Modules can be imported using either relative or absolute imports. Long story short: relative imports? 😫 Headache! Absolute imports? 😎 Good! It seems that in all these years, nothing has changed about this import struggle. I don't want the import style to dictate how my service can run, whether it's with python
, python -m
, uvicorn
1. Absolute imports seem to solve this problem once and for all… or at least until it breaks again. 🤞
Include a bin script.
That took some rummaging around to find! So, the way to include scripts with PDM is to add a section to your pyproject.toml
file, like this:
[project.scripts]
data-dump = "data_dump.__main__:main"
Where data_dump
is my package name, and __main__
2 contains the code to import the package and run uvicorn. Basically, it's the entry point for your script.
import uvicorn
def main() -> None:
uvicorn.run(
app="data_dump.main:app",
host="127.0.0.1",
port=8080,
)
if __name__ == "__main__":
main()
Undocumented Gitea setup.
It might be useful to discuss my Gitea instance here. Though the setup is currently undocumented and running on bare VPS metal, this definitely has to change. When my schedule allows, the plan is to run it in a container and finally document all settings. For now, all that's known is that I have a private Gitea instance running on a VPS, reachable via my equally private OpenVPN network. Gitea supports many repository types out of the box, including PyPI, and requires no extra configuration for them. The tricky part is act runner3 and… yeah… it works, but I didn't document the setup either.
Package and upload to a Gitea repository.
Even though my Gitea instance isn't reachable outside my OpenVPN network, I still try to maintain basic security measures, so if I ever need to expose any parts of my little infrastructure to the outside, I'll not instantly compromise the entire setup. So, to upload to Gitea, a token will be required.
The process is:
- Generate a token in Gitea under User -> Settings -> Applications.
Setup PDM to use the token for package upload:
[repository.<repo_name>] url = "<gitea>/api/packages/<org>/pypi" username = "__token__" password = "<token>"
~/.config/pdm/config.toml When a token is used, the username must be set to
__token__
. Also, the Gitea docs contain additional useful documentation for pip.- Publish with
pdm publish
. There seems to be no way to set the target repository from step 2 as the default, so either-r <repo_name>
or--repository <repo_name>
flag should be used.

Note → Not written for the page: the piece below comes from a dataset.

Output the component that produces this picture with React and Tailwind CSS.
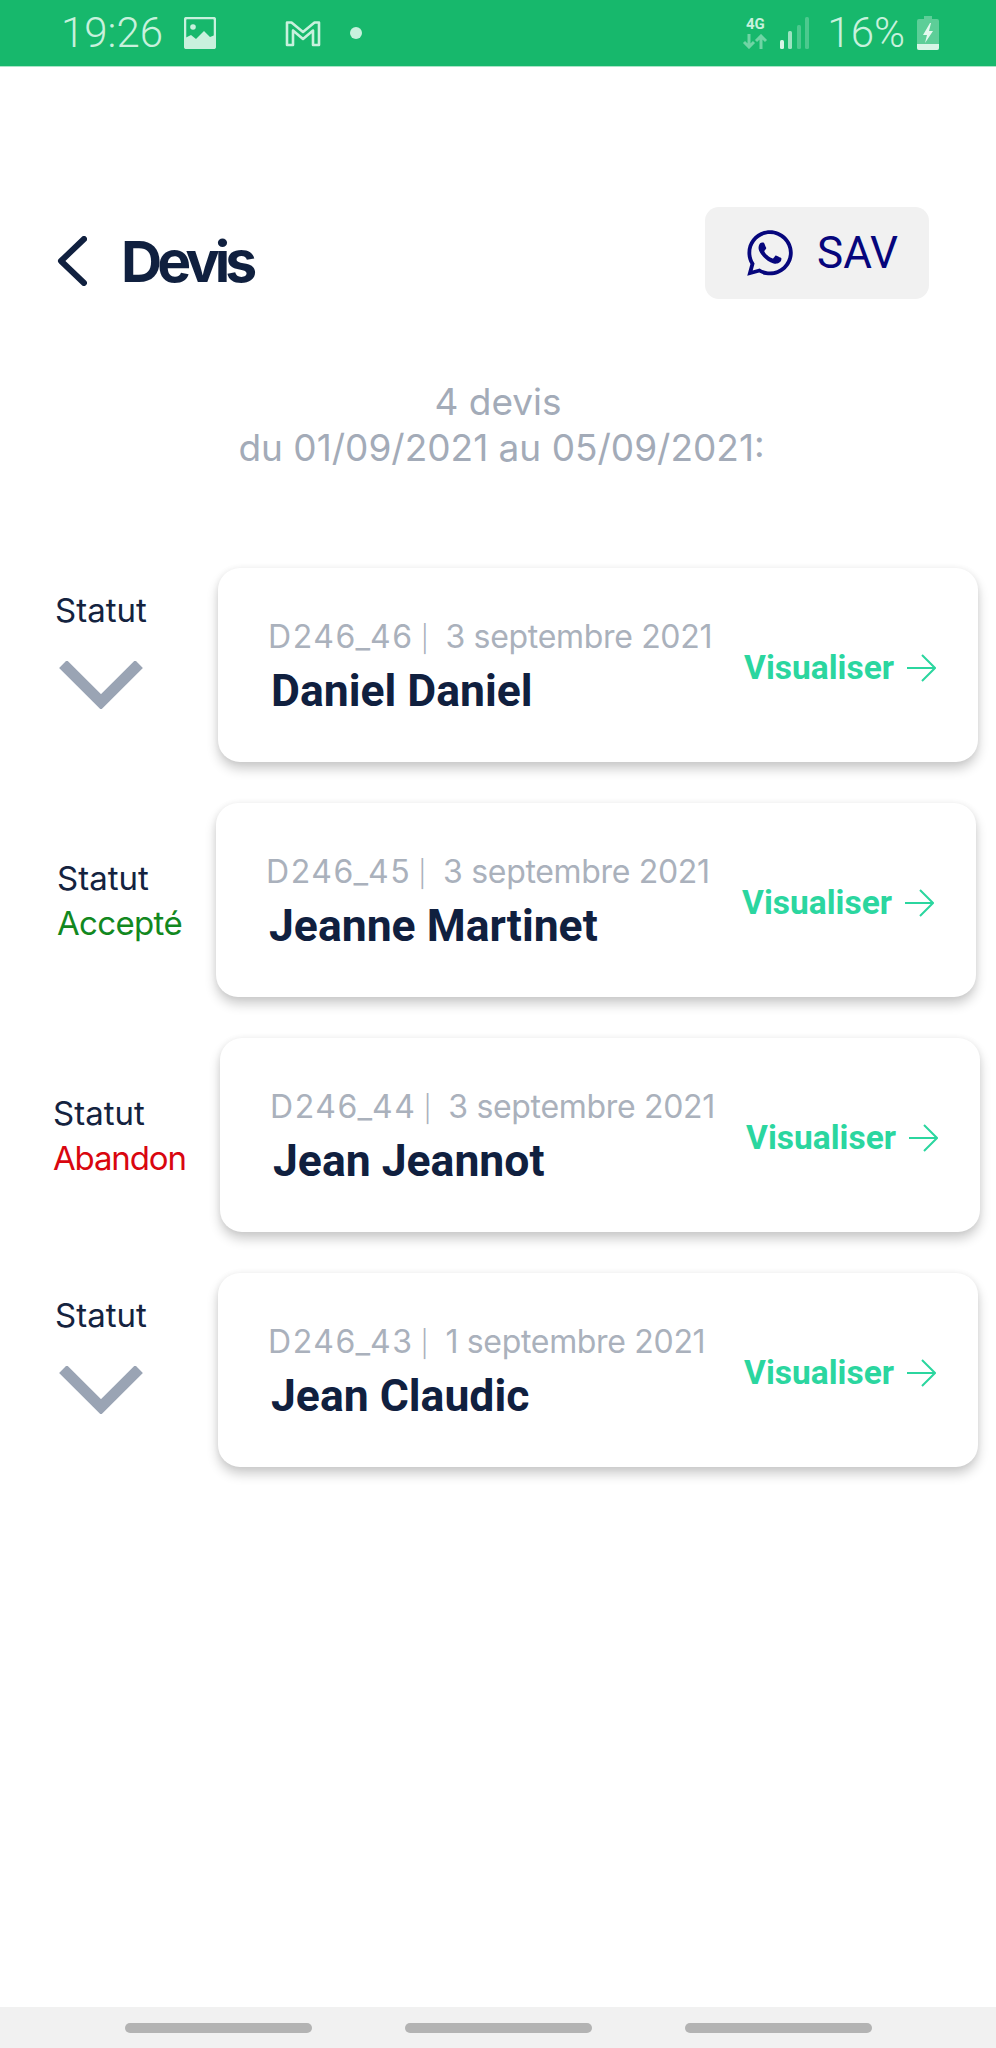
import React from 'react';
import { FaWhatsapp } from 'react-icons/fa';

const inter = "font-['Inter',sans-serif]";

const devis = [
  { id: 'D246_46', date: '3 septembre 2021', name: 'Daniel Daniel', col: 'w-[218px] pl-[55px]', status: null },
  { id: 'D246_45', date: '3 septembre 2021', name: 'Jeanne Martinet', col: 'w-[216px] pl-[57px]', status: 'Accepté', color: 'text-[#12881f] tracking-[-0.02em]' },
  { id: 'D246_44', date: '3 septembre 2021', name: 'Jean Jeannot', col: 'w-[220px] pl-[53px]', status: 'Abandon', color: 'text-[#d9060f] tracking-[-0.035em]' },
  { id: 'D246_43', date: '1 septembre 2021', name: 'Jean Claudic', col: 'w-[218px] pl-[55px]', status: null },
];

function StatusBar() {
  return (
    <div className="h-[67px] shrink-0 bg-[#17b86c] border-b border-[#a9e6c8] flex items-center text-[#c8f1dd] font-['Roboto',sans-serif]">
      <span className="ml-[61px] text-[42px] leading-none font-light">19:26</span>
      <svg className="ml-[21px]" width="32" height="32" viewBox="0 0 32 32">
        <rect x="1" y="1" width="30" height="30" rx="2" fill="#17b86c" stroke="#c8f1dd" strokeWidth="2.5" />
        <circle cx="9" cy="10" r="2.8" fill="#c8f1dd" />
        <path d="M1 31V21l6-3 5 4 8-8 6 6 5-2v13z" fill="#c8f1dd" />
      </svg>
      <svg className="ml-[68px]" width="38" height="28" viewBox="0 0 38 28" fill="none" stroke="#c8f1dd" strokeWidth="2.6" strokeLinejoin="round">
        <path d="M3 26V3.5h4.5L19 13 30.5 3.5H35V26h-6V11.5L19 20 9 11.5V26z" />
      </svg>
      <span className="ml-[28px] w-3 h-3 rounded-full bg-[#c8f1dd]" />
      <div className="ml-auto flex flex-col items-center w-[26px] mr-[12px]">
        <span className="text-[15px] leading-[14px] font-bold">4G</span>
        <svg className="mt-[3px] opacity-50" width="26" height="15" viewBox="0 0 26 15" fill="none" stroke="#c8f1dd" strokeWidth="3">
          <path d="M7 0v13M2 8l5 5 5-5M19 15V2M14 7l5-5 5 5" />
        </svg>
      </div>
      <svg width="29" height="32" viewBox="0 0 29 32">
        <rect x="0" y="23" width="4" height="9" rx="1.5" fill="#d7f5e6" />
        <rect x="8" y="14" width="4" height="18" rx="1.5" fill="#c8f1dd" opacity="0.75" />
        <rect x="17" y="8" width="4" height="24" rx="1.5" fill="#c8f1dd" opacity="0.3" />
        <rect x="25" y="0" width="4" height="32" rx="1.5" fill="#c8f1dd" opacity="0.3" />
      </svg>
      <span className="ml-[18px] text-[42px] leading-none font-light">16%</span>
      <svg className="ml-[12px] mr-[57px]" width="22" height="34" viewBox="0 0 22 34">
        <path d="M7 0h8v3h5a2 2 0 0 1 2 2v27a2 2 0 0 1-2 2H2a2 2 0 0 1-2-2V5a2 2 0 0 1 2-2h5z" fill="#c8f1dd" opacity="0.4" />
        <path d="M0 28h22v4a2 2 0 0 1-2 2H2a2 2 0 0 1-2-2z" fill="#d7f5e6" />
        <path d="M13 7 6 19h4l-2 8 8-12h-4l2-8z" fill="#e4f9ef" />
      </svg>
    </div>
  );
}

function Chevron() {
  return (
    <svg className="mt-[34px]" width="84" height="48" viewBox="0 0 84 48" fill="none">
      <path d="M4 3 42 41 80 3" stroke="#9aa4b4" strokeWidth="11" strokeLinejoin="miter" />
    </svg>
  );
}

function Row({ item }) {
  return (
    <div className="flex items-center">
      <div className={`${item.col} shrink-0`}>
        <div className={`${inter} inline-flex flex-col text-[33px] leading-[34px] text-[#14233f] ${item.status ? 'items-start' : 'items-center -translate-y-[14px]'}`}>
          <span>Statut</span>
          {item.status ? (
            <span className={`${item.color} mt-[11px]`}>{item.status}</span>
          ) : (
            <Chevron />
          )}
        </div>
      </div>
      <div className="w-[760px] h-[194px] shrink-0 bg-white rounded-[22px] shadow-[0_0_6px_rgba(0,0,0,0.06),0_7px_12px_rgba(0,0,0,0.2)] flex items-center justify-between pl-[50px] pr-[42px]">
        <div className="mt-[4px]">
          <div className={`${inter} text-[32px] leading-[38px] tracking-[-0.01em] text-[#aab1bc] whitespace-nowrap`}>
            <span className="tracking-[0.05em]">{item.id}</span>
            <span className="ml-[7px] text-[26px] font-light">|</span>
            <span className="ml-[17px]">{item.date}</span>
          </div>
          <div className="font-['Roboto',sans-serif] font-bold text-[44.5px] leading-[50px] text-[#10203f] mt-[8px] ml-[3px]">
            {item.name}
          </div>
        </div>
        <div className="mt-[6px] flex items-center gap-[13px]">
          <span className="font-['Roboto',sans-serif] font-bold text-[33.5px] leading-none text-[#2bd69f]">Visualiser</span>
          <svg width="29" height="28" viewBox="0 0 29 28" fill="none" stroke="#2bd69f" strokeWidth="2">
            <path d="M0 14h27M15 1l13 13-13 13" />
          </svg>
        </div>
      </div>
    </div>
  );
}

export default function App() {
  return (
    <div className="w-[996px] h-[2048px] bg-white flex flex-col overflow-hidden">
      <StatusBar />

      <header className="mt-[140px] h-[92px] flex items-center justify-between pl-[57px] pr-[67px]">
        <div className="mt-[16px] flex items-center">
          <svg width="30" height="50" viewBox="0 0 30 50" fill="none">
            <path d="M27 3 4 25l23 22" stroke="#10203f" strokeWidth="6" strokeLinecap="round" strokeLinejoin="round" />
          </svg>
          <h1 className={`${inter} ml-[34px] text-[57px] leading-none font-bold tracking-[-0.085em] text-[#10203f]`}>Devis</h1>
        </div>
        <button className="w-[224px] h-[92px] pl-[8px] rounded-[14px] bg-[#f1f1f1] flex items-center justify-center gap-[21px] text-[#06067c]">
          <FaWhatsapp className="w-[52px] h-[52px]" />
          <span className="font-['Roboto',sans-serif] text-[44px] leading-none">SAV</span>
        </button>
      </header>

      <div className={`${inter} mt-[80px] text-center text-[37px] leading-[46px] text-[#a3abb8]`}>
        <div>4 devis</div>
        <div className="pl-[7px]">du 01/09/2021 au 05/09/2021:</div>
      </div>

      <div className="mt-[97px] flex flex-col gap-[41px]">
        {devis.map((item) => (
          <Row key={item.id} item={item} />
        ))}
      </div>

      <nav className="mt-auto h-[41px] bg-[#f1f1f1] flex items-center pl-[125px] gap-[93px]">
        <span className="w-[187px] h-[10px] rounded-full bg-[#b3b3b3]" />
        <span className="w-[187px] h-[10px] rounded-full bg-[#b3b3b3]" />
        <span className="w-[187px] h-[10px] rounded-full bg-[#b3b3b3]" />
      </nav>
    </div>
  );
}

Alternatively, thePDM_PUBLISH_REPO
env var can be set.
Build a containerd image.
Dockerfile
I don't need a production-grade setup for containers yet, so just to make sure there are no surprises, I did quick testing with building and running my app inside a container.
FROM archlinux:base
RUN <<EOF
pacman --noconfirm -Sy python python-pip uvicorn
pacman --noconfirm -Scc
rm -rf /var/cache/pacman/pkg/*
EOF
ARG TOKEN
RUN <<EOF
pip install \
--break-system-packages \
--trusted-host ${gitea} \
--extra-index-url http://__token__:${TOKEN}@${gitea}/api/packages/${org}/pypi/simple/ \
--upgrade data-dump
pip cache purge
EOF
CMD ["data-dump"]
- Let's break some system packages with
--break-system-packages
. It's a container already, no need for a virtual environment inside it. - pip will refuse to use Gitea on an untrusted host, so we force it with
--trusted-host
. - We don't want to override the default index but add our own as extra, hence
--extra-index-url
.
I use nerdctl
to communicate with containerd. Here is a build script:
#!/bin/sh
nerdctl build \
--add-host ${}:${} \
--progress tty \
--tag ${}/${}/data-dump:v1 \
--tag ${}/${}/data-dump:latest \
--build-arg TOKEN=<token> \
.
This is all pretty rustic, but it's a start. Later, the whole process will run on act runner3. And yes, yes, don't send secrets via environment variables.
- The
--add-host
parameter is there to resolve the hostname for the Gitea/PyPI repository, as the build process will not have access to my host network where dnsmasq is running. Without it,pip install
will fail. --tag
with<gitea>/<org>
container repository, that way the images can be immediately uploaded without assigning additional tags later when doingnerdctl push
.- The rest is self-explanatory, maybe except for
--progress
,tty
is the default, but if the build process fails it helps to set it toplain
and get more output. For some reason, at least on my terminals (vterm, kitty),tty
eats quite a lot of output; only single lines are shown forRUN
output.
Running a container
To make sure the image is correct, it can be quickly tested with:
#!/bin/sh
nerdctl run --network=host --rm ${}/${}/data-dump:latest
--network-host
gives host network access to the container, so the port it binds will be accessible on the host machine without any extra work.
Pushing to a container registry.
- First of all, log in with
nerdctl login --insecure-registry <gitea>
. Username/password: the same principle here; the username should be set to__token__
and the password is the actual token. - And we are ready to go!
nerdctl push --insecure-registry <gitea>/<org>/data-dump
Footnotes:
- 3
Gitea actions is a built-in CI/CD solution.